#### DATASET EXCERPT:
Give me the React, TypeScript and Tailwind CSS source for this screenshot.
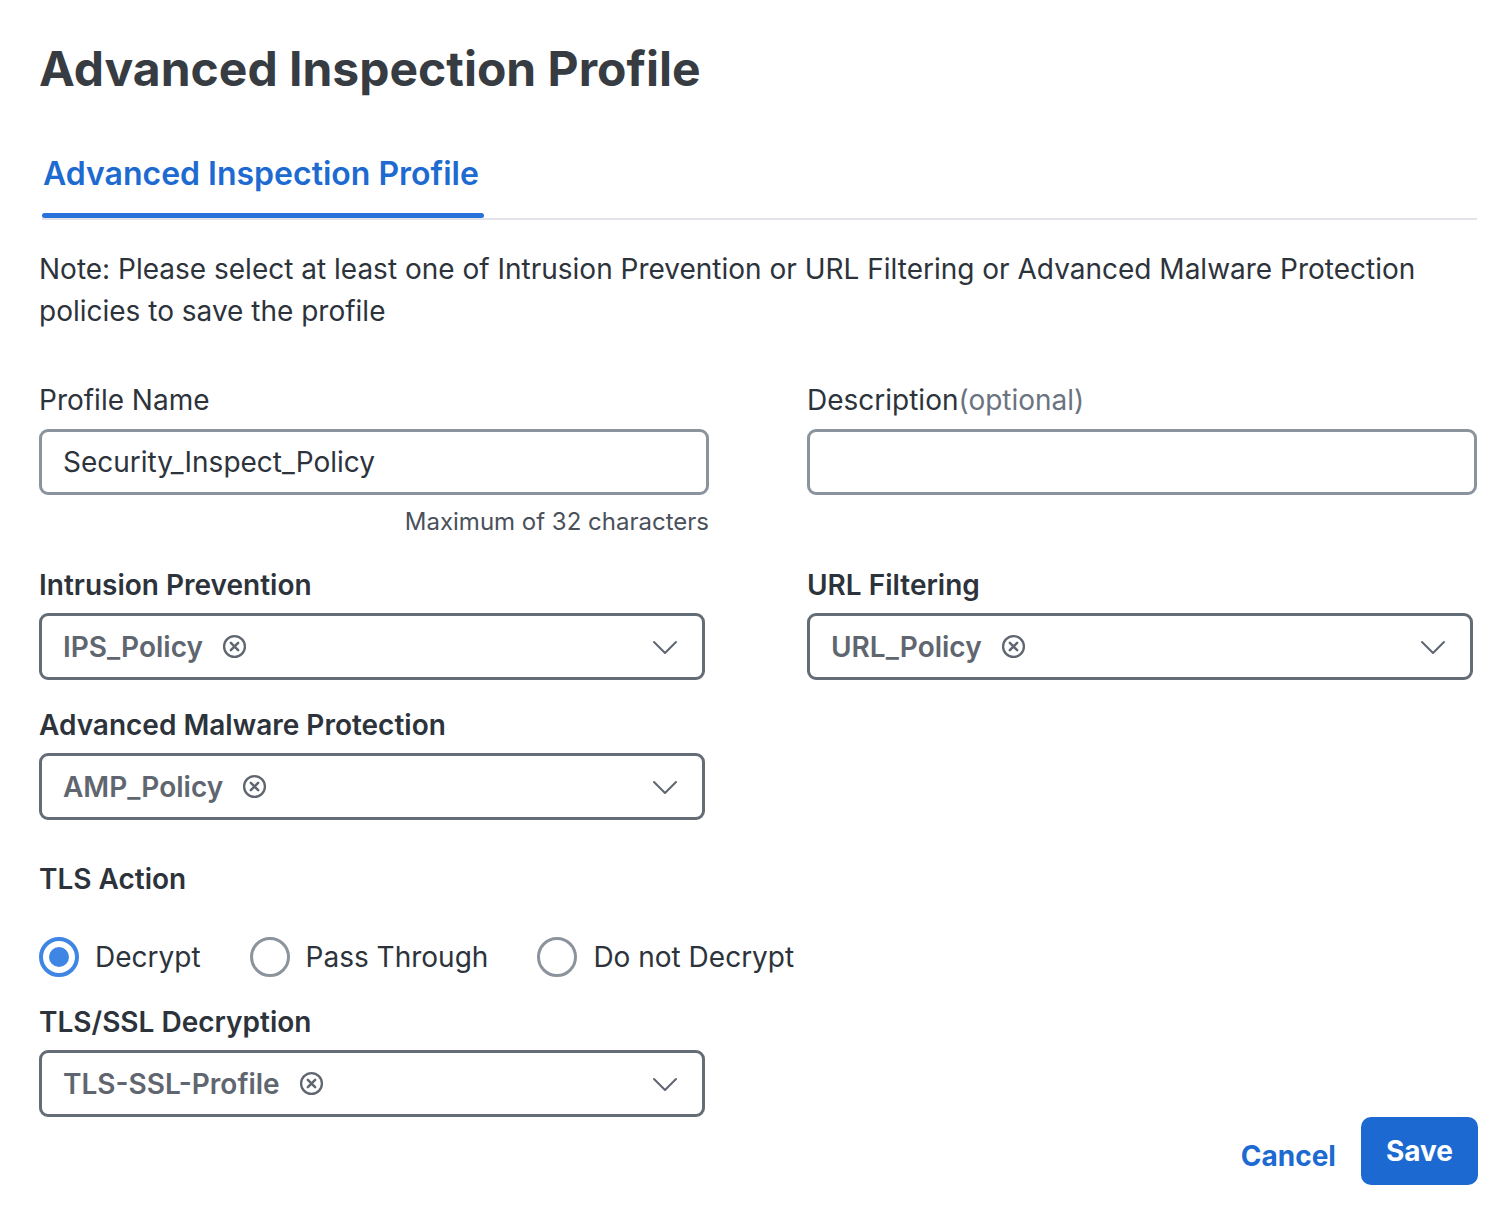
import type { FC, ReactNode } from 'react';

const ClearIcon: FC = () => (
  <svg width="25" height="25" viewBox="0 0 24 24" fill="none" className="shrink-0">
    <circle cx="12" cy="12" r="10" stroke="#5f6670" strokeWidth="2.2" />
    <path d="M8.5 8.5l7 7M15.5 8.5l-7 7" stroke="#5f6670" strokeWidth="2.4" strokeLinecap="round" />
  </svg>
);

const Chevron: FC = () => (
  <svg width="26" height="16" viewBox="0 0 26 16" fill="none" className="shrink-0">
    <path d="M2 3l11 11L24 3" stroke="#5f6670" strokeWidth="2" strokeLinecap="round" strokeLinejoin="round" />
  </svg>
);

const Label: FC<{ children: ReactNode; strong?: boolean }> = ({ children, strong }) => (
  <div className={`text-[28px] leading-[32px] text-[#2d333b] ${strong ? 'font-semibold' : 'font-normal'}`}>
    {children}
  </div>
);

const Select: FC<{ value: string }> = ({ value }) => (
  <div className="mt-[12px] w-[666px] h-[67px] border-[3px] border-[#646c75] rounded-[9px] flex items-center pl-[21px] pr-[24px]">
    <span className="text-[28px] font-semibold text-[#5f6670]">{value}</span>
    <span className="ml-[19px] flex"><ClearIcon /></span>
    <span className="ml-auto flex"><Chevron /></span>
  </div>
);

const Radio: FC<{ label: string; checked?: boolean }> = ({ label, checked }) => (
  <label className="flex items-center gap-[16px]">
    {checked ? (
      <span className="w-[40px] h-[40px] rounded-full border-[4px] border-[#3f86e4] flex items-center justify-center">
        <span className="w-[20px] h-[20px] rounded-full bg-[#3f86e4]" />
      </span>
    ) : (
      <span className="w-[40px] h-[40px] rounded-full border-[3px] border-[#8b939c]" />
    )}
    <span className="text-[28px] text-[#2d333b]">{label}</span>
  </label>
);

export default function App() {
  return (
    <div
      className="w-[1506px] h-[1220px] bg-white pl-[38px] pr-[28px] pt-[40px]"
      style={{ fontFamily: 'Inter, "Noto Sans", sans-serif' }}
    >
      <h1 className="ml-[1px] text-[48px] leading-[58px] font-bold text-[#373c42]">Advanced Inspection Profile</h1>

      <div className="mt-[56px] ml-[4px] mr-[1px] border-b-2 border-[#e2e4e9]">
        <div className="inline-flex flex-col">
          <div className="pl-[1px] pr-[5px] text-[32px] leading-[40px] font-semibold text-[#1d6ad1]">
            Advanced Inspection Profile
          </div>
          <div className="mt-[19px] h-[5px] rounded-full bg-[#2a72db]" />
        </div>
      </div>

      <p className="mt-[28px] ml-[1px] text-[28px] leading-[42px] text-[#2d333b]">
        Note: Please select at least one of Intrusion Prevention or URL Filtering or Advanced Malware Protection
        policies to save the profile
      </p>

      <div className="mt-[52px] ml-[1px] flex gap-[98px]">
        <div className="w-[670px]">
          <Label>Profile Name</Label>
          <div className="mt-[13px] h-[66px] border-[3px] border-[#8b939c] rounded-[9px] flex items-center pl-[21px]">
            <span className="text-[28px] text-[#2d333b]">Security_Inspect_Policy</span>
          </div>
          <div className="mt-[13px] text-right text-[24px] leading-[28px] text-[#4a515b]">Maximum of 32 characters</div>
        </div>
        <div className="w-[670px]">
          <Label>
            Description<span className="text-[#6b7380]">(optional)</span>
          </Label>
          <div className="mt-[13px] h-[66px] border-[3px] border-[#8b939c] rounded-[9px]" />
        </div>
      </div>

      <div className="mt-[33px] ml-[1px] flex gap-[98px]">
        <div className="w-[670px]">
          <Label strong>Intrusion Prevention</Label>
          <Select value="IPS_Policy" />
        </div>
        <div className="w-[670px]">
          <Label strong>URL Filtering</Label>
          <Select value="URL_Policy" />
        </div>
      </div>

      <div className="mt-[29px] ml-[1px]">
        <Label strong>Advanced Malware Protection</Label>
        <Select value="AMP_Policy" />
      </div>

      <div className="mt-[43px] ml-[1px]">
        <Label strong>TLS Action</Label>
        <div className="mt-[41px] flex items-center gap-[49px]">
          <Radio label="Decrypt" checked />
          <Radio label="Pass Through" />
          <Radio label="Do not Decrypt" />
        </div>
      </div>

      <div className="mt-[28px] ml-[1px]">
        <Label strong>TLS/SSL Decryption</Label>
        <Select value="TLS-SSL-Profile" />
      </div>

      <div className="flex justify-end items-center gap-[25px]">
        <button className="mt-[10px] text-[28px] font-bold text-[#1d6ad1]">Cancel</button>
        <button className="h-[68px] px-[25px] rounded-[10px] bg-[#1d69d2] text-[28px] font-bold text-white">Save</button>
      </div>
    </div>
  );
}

#### WHAT IS REQUIRED:
Without the pictures, copy the material exactly as given.

#### CORRECT ANSWER:
Give me the React, TypeScript and Tailwind CSS source for this screenshot.
import type { FC, ReactNode } from 'react';

const ClearIcon: FC = () => (
  <svg width="25" height="25" viewBox="0 0 24 24" fill="none" className="shrink-0">
    <circle cx="12" cy="12" r="10" stroke="#5f6670" strokeWidth="2.2" />
    <path d="M8.5 8.5l7 7M15.5 8.5l-7 7" stroke="#5f6670" strokeWidth="2.4" strokeLinecap="round" />
  </svg>
);

const Chevron: FC = () => (
  <svg width="26" height="16" viewBox="0 0 26 16" fill="none" className="shrink-0">
    <path d="M2 3l11 11L24 3" stroke="#5f6670" strokeWidth="2" strokeLinecap="round" strokeLinejoin="round" />
  </svg>
);

const Label: FC<{ children: ReactNode; strong?: boolean }> = ({ children, strong }) => (
  <div className={`text-[28px] leading-[32px] text-[#2d333b] ${strong ? 'font-semibold' : 'font-normal'}`}>
    {children}
  </div>
);

const Select: FC<{ value: string }> = ({ value }) => (
  <div className="mt-[12px] w-[666px] h-[67px] border-[3px] border-[#646c75] rounded-[9px] flex items-center pl-[21px] pr-[24px]">
    <span className="text-[28px] font-semibold text-[#5f6670]">{value}</span>
    <span className="ml-[19px] flex"><ClearIcon /></span>
    <span className="ml-auto flex"><Chevron /></span>
  </div>
);

const Radio: FC<{ label: string; checked?: boolean }> = ({ label, checked }) => (
  <label className="flex items-center gap-[16px]">
    {checked ? (
      <span className="w-[40px] h-[40px] rounded-full border-[4px] border-[#3f86e4] flex items-center justify-center">
        <span className="w-[20px] h-[20px] rounded-full bg-[#3f86e4]" />
      </span>
    ) : (
      <span className="w-[40px] h-[40px] rounded-full border-[3px] border-[#8b939c]" />
    )}
    <span className="text-[28px] text-[#2d333b]">{label}</span>
  </label>
);

export default function App() {
  return (
    <div
      className="w-[1506px] h-[1220px] bg-white pl-[38px] pr-[28px] pt-[40px]"
      style={{ fontFamily: 'Inter, "Noto Sans", sans-serif' }}
    >
      <h1 className="ml-[1px] text-[48px] leading-[58px] font-bold text-[#373c42]">Advanced Inspection Profile</h1>

      <div className="mt-[56px] ml-[4px] mr-[1px] border-b-2 border-[#e2e4e9]">
        <div className="inline-flex flex-col">
          <div className="pl-[1px] pr-[5px] text-[32px] leading-[40px] font-semibold text-[#1d6ad1]">
            Advanced Inspection Profile
          </div>
          <div className="mt-[19px] h-[5px] rounded-full bg-[#2a72db]" />
        </div>
      </div>

      <p className="mt-[28px] ml-[1px] text-[28px] leading-[42px] text-[#2d333b]">
        Note: Please select at least one of Intrusion Prevention or URL Filtering or Advanced Malware Protection
        policies to save the profile
      </p>

      <div className="mt-[52px] ml-[1px] flex gap-[98px]">
        <div className="w-[670px]">
          <Label>Profile Name</Label>
          <div className="mt-[13px] h-[66px] border-[3px] border-[#8b939c] rounded-[9px] flex items-center pl-[21px]">
            <span className="text-[28px] text-[#2d333b]">Security_Inspect_Policy</span>
          </div>
          <div className="mt-[13px] text-right text-[24px] leading-[28px] text-[#4a515b]">Maximum of 32 characters</div>
        </div>
        <div className="w-[670px]">
          <Label>
            Description<span className="text-[#6b7380]">(optional)</span>
          </Label>
          <div className="mt-[13px] h-[66px] border-[3px] border-[#8b939c] rounded-[9px]" />
        </div>
      </div>

      <div className="mt-[33px] ml-[1px] flex gap-[98px]">
        <div className="w-[670px]">
          <Label strong>Intrusion Prevention</Label>
          <Select value="IPS_Policy" />
        </div>
        <div className="w-[670px]">
          <Label strong>URL Filtering</Label>
          <Select value="URL_Policy" />
        </div>
      </div>

      <div className="mt-[29px] ml-[1px]">
        <Label strong>Advanced Malware Protection</Label>
        <Select value="AMP_Policy" />
      </div>

      <div className="mt-[43px] ml-[1px]">
        <Label strong>TLS Action</Label>
        <div className="mt-[41px] flex items-center gap-[49px]">
          <Radio label="Decrypt" checked />
          <Radio label="Pass Through" />
          <Radio label="Do not Decrypt" />
        </div>
      </div>

      <div className="mt-[28px] ml-[1px]">
        <Label strong>TLS/SSL Decryption</Label>
        <Select value="TLS-SSL-Profile" />
      </div>

      <div className="flex justify-end items-center gap-[25px]">
        <button className="mt-[10px] text-[28px] font-bold text-[#1d6ad1]">Cancel</button>
        <button className="h-[68px] px-[25px] rounded-[10px] bg-[#1d69d2] text-[28px] font-bold text-white">Save</button>
      </div>
    </div>
  );
}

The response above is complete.